— begin SOURCE EXCERPT —

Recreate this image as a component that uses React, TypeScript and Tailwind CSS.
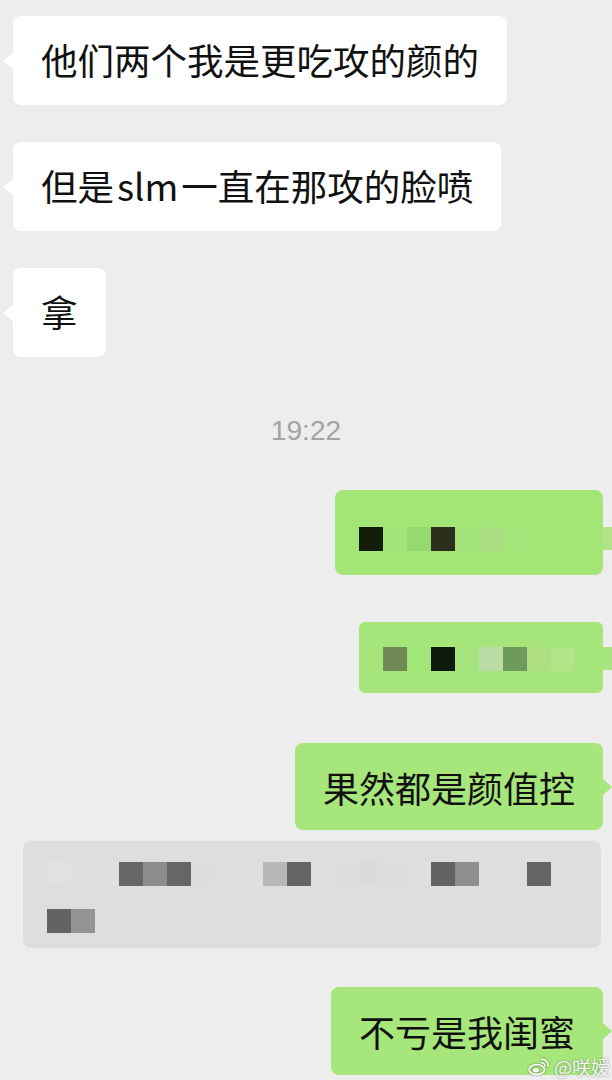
const GREEN_ROW_1 = [
  'bg-[#a4e577]',
  'bg-[#141c0a]',
  'bg-[#a3e479]',
  'bg-[#96d96c]',
  'bg-[#2d2f1d]',
  'bg-[#a2e279]',
  'bg-[#addd83]',
  'bg-[#a4e57a]',
];

const GREEN_ROW_2 = [
  'bg-[#a6e47a]',
  'bg-[#6f8a55]',
  'bg-[#a0e777]',
  'bg-[#0e1a0e]',
  'bg-[#a5e47c]',
  'bg-[#bcdca6]',
  'bg-[#6e9a5c]',
  'bg-[#aee081]',
  'bg-[#b2e587]',
];

const GRAY_ROW_1 = [
  'bg-[#dedede]',
  'bg-[#e1e1e1]',
  'bg-[#e0e0e0]',
  'bg-[#e0e0e0]',
  'bg-[#666666]',
  'bg-[#8c8c8c]',
  'bg-[#666666]',
  'bg-[#dddddd]',
  'bg-[#dedede]',
  'bg-[#e0e0e0]',
  'bg-[#b8b8b8]',
  'bg-[#646464]',
  'bg-[#dedede]',
  'bg-[#dddddd]',
  'bg-[#dbdbdb]',
  'bg-[#dcdcdc]',
  'bg-[#dfdfdf]',
  'bg-[#636363]',
  'bg-[#8e8e8e]',
  'bg-[#e0e0e0]',
  'bg-[#dedede]',
  'bg-[#646464]',
];

const GRAY_ROW_2 = ['bg-[#dedede]', 'bg-[#636363]', 'bg-[#949494]'];

const Cells = ({ colors }: { colors: string[] }) => (
  <div className="flex">
    {colors.map((c, i) => (
      <div key={i} className={`w-[24px] h-[24px] ${c}`} />
    ))}
  </div>
);

const LeftBubble = ({ children, className = '' }: { children: React.ReactNode; className?: string }) => (
  <div className={`flex items-center pl-[3px] ${className}`}>
    <div className="w-0 h-0 border-y-[8px] border-y-transparent border-r-[10px] border-r-white" />
    <div className="h-[89px] flex items-center bg-white rounded-[8px] px-[28px] text-[36.5px] leading-none text-[#111111] whitespace-nowrap">
      {children}
    </div>
  </div>
);

const RightBubble = ({ text, className = '', h }: { text: string; className?: string; h: string }) => (
  <div className={`flex items-center justify-end ${className}`}>
    <div className={`${h} flex items-center bg-[#a6e67b] rounded-[8px] px-[28px] text-[36px] leading-none text-[#111111] whitespace-nowrap`}>
      {text}
    </div>
    <div className="w-0 h-0 border-y-[8px] border-y-transparent border-l-[9px] border-l-[#a6e67b]" />
  </div>
);

const WeiboLogo = () => (
  <svg width="21" height="17" viewBox="0 0 24 20" className="drop-shadow-[0_0_1px_rgba(0,0,0,0.45)]">
    <ellipse cx="10" cy="13.5" rx="9" ry="5.8" fill="none" stroke="#ffffff" strokeWidth="1.9" />
    <ellipse cx="9" cy="14.5" rx="3.6" ry="2.6" fill="#ffffff" />
    <path d="M15.5 5.5 a4 4 0 0 1 4 4" fill="none" stroke="#ffffff" strokeWidth="1.8" strokeLinecap="round" />
    <path d="M15.5 1.5 a8 8 0 0 1 8 8" fill="none" stroke="#ffffff" strokeWidth="1.8" strokeLinecap="round" />
  </svg>
);

export default function App() {
  return (
    <div className="relative w-[612px] h-[1080px] overflow-hidden bg-[#ededed] font-['Noto_Sans_CJK_SC',sans-serif]">
      <div className="flex flex-col pt-[16px]">
        <LeftBubble>他们两个我是更吃攻的颜的</LeftBubble>
        <LeftBubble className="mt-[37px]">
          但是<span className="mx-[3px]">slm</span>一直在那攻的脸喷
        </LeftBubble>
        <LeftBubble className="mt-[37px]">拿</LeftBubble>

        <div className="mt-[60px] h-[28px] text-center text-[28px] leading-[28px] text-[#a3a3a3] font-['Liberation_Sans',sans-serif]">
          19:22
        </div>

        {/* mosaic bubbles */}
        <div className="mt-[45px] flex items-start justify-end">
          <div className="w-[268px] h-[85px] bg-[#a4e577] rounded-[8px] pt-[37px] overflow-hidden">
            <Cells colors={GREEN_ROW_1} />
          </div>
          <div className="mt-[37px] w-[9px] h-[23px] bg-[#b2e38a]" />
        </div>

        <div className="mt-[47px] flex items-start justify-end">
          <div className="w-[244px] h-[71px] bg-[#a6e57a] rounded-[6px] pt-[25px] overflow-hidden">
            <Cells colors={GREEN_ROW_2} />
          </div>
          <div className="mt-[25px] w-[9px] h-[23px] bg-[#a8e47f]" />
        </div>

        <RightBubble text="果然都是颜值控" h="h-[87px]" className="mt-[50px]" />

        <div className="mt-[11px] ml-[23px] w-[578px] h-[107px] bg-[#dedede] rounded-[8px] pt-[21px] overflow-hidden flex flex-col gap-[23px]">
          <Cells colors={GRAY_ROW_1} />
          <Cells colors={GRAY_ROW_2} />
        </div>

        <RightBubble text="不亏是我闺蜜" h="h-[88px]" className="mt-[39px]" />
      </div>

      <div className="absolute right-[2px] bottom-[4px] flex items-center gap-[5px]">
        <WeiboLogo />
        <span className="text-[19px] leading-none text-[#f7f7f7] [text-shadow:0_0_2px_rgba(0,0,0,0.45)]">
          @咲嫒
        </span>
      </div>
    </div>
  );
}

— end SOURCE EXCERPT —

**WORK REQUIRED:** Output each line exactly; omit every picture.

**RESULT FOR THIS EXERCISE:**
Recreate this image as a component that uses React, TypeScript and Tailwind CSS.
const GREEN_ROW_1 = [
  'bg-[#a4e577]',
  'bg-[#141c0a]',
  'bg-[#a3e479]',
  'bg-[#96d96c]',
  'bg-[#2d2f1d]',
  'bg-[#a2e279]',
  'bg-[#addd83]',
  'bg-[#a4e57a]',
];

const GREEN_ROW_2 = [
  'bg-[#a6e47a]',
  'bg-[#6f8a55]',
  'bg-[#a0e777]',
  'bg-[#0e1a0e]',
  'bg-[#a5e47c]',
  'bg-[#bcdca6]',
  'bg-[#6e9a5c]',
  'bg-[#aee081]',
  'bg-[#b2e587]',
];

const GRAY_ROW_1 = [
  'bg-[#dedede]',
  'bg-[#e1e1e1]',
  'bg-[#e0e0e0]',
  'bg-[#e0e0e0]',
  'bg-[#666666]',
  'bg-[#8c8c8c]',
  'bg-[#666666]',
  'bg-[#dddddd]',
  'bg-[#dedede]',
  'bg-[#e0e0e0]',
  'bg-[#b8b8b8]',
  'bg-[#646464]',
  'bg-[#dedede]',
  'bg-[#dddddd]',
  'bg-[#dbdbdb]',
  'bg-[#dcdcdc]',
  'bg-[#dfdfdf]',
  'bg-[#636363]',
  'bg-[#8e8e8e]',
  'bg-[#e0e0e0]',
  'bg-[#dedede]',
  'bg-[#646464]',
];

const GRAY_ROW_2 = ['bg-[#dedede]', 'bg-[#636363]', 'bg-[#949494]'];

const Cells = ({ colors }: { colors: string[] }) => (
  <div className="flex">
    {colors.map((c, i) => (
      <div key={i} className={`w-[24px] h-[24px] ${c}`} />
    ))}
  </div>
);

const LeftBubble = ({ children, className = '' }: { children: React.ReactNode; className?: string }) => (
  <div className={`flex items-center pl-[3px] ${className}`}>
    <div className="w-0 h-0 border-y-[8px] border-y-transparent border-r-[10px] border-r-white" />
    <div className="h-[89px] flex items-center bg-white rounded-[8px] px-[28px] text-[36.5px] leading-none text-[#111111] whitespace-nowrap">
      {children}
    </div>
  </div>
);

const RightBubble = ({ text, className = '', h }: { text: string; className?: string; h: string }) => (
  <div className={`flex items-center justify-end ${className}`}>
    <div className={`${h} flex items-center bg-[#a6e67b] rounded-[8px] px-[28px] text-[36px] leading-none text-[#111111] whitespace-nowrap`}>
      {text}
    </div>
    <div className="w-0 h-0 border-y-[8px] border-y-transparent border-l-[9px] border-l-[#a6e67b]" />
  </div>
);

const WeiboLogo = () => (
  <svg width="21" height="17" viewBox="0 0 24 20" className="drop-shadow-[0_0_1px_rgba(0,0,0,0.45)]">
    <ellipse cx="10" cy="13.5" rx="9" ry="5.8" fill="none" stroke="#ffffff" strokeWidth="1.9" />
    <ellipse cx="9" cy="14.5" rx="3.6" ry="2.6" fill="#ffffff" />
    <path d="M15.5 5.5 a4 4 0 0 1 4 4" fill="none" stroke="#ffffff" strokeWidth="1.8" strokeLinecap="round" />
    <path d="M15.5 1.5 a8 8 0 0 1 8 8" fill="none" stroke="#ffffff" strokeWidth="1.8" strokeLinecap="round" />
  </svg>
);

export default function App() {
  return (
    <div className="relative w-[612px] h-[1080px] overflow-hidden bg-[#ededed] font-['Noto_Sans_CJK_SC',sans-serif]">
      <div className="flex flex-col pt-[16px]">
        <LeftBubble>他们两个我是更吃攻的颜的</LeftBubble>
        <LeftBubble className="mt-[37px]">
          但是<span className="mx-[3px]">slm</span>一直在那攻的脸喷
        </LeftBubble>
        <LeftBubble className="mt-[37px]">拿</LeftBubble>

        <div className="mt-[60px] h-[28px] text-center text-[28px] leading-[28px] text-[#a3a3a3] font-['Liberation_Sans',sans-serif]">
          19:22
        </div>

        {/* mosaic bubbles */}
        <div className="mt-[45px] flex items-start justify-end">
          <div className="w-[268px] h-[85px] bg-[#a4e577] rounded-[8px] pt-[37px] overflow-hidden">
            <Cells colors={GREEN_ROW_1} />
          </div>
          <div className="mt-[37px] w-[9px] h-[23px] bg-[#b2e38a]" />
        </div>

        <div className="mt-[47px] flex items-start justify-end">
          <div className="w-[244px] h-[71px] bg-[#a6e57a] rounded-[6px] pt-[25px] overflow-hidden">
            <Cells colors={GREEN_ROW_2} />
          </div>
          <div className="mt-[25px] w-[9px] h-[23px] bg-[#a8e47f]" />
        </div>

        <RightBubble text="果然都是颜值控" h="h-[87px]" className="mt-[50px]" />

        <div className="mt-[11px] ml-[23px] w-[578px] h-[107px] bg-[#dedede] rounded-[8px] pt-[21px] overflow-hidden flex flex-col gap-[23px]">
          <Cells colors={GRAY_ROW_1} />
          <Cells colors={GRAY_ROW_2} />
        </div>

        <RightBubble text="不亏是我闺蜜" h="h-[88px]" className="mt-[39px]" />
      </div>

      <div className="absolute right-[2px] bottom-[4px] flex items-center gap-[5px]">
        <WeiboLogo />
        <span className="text-[19px] leading-none text-[#f7f7f7] [text-shadow:0_0_2px_rgba(0,0,0,0.45)]">
          @咲嫒
        </span>
      </div>
    </div>
  );
}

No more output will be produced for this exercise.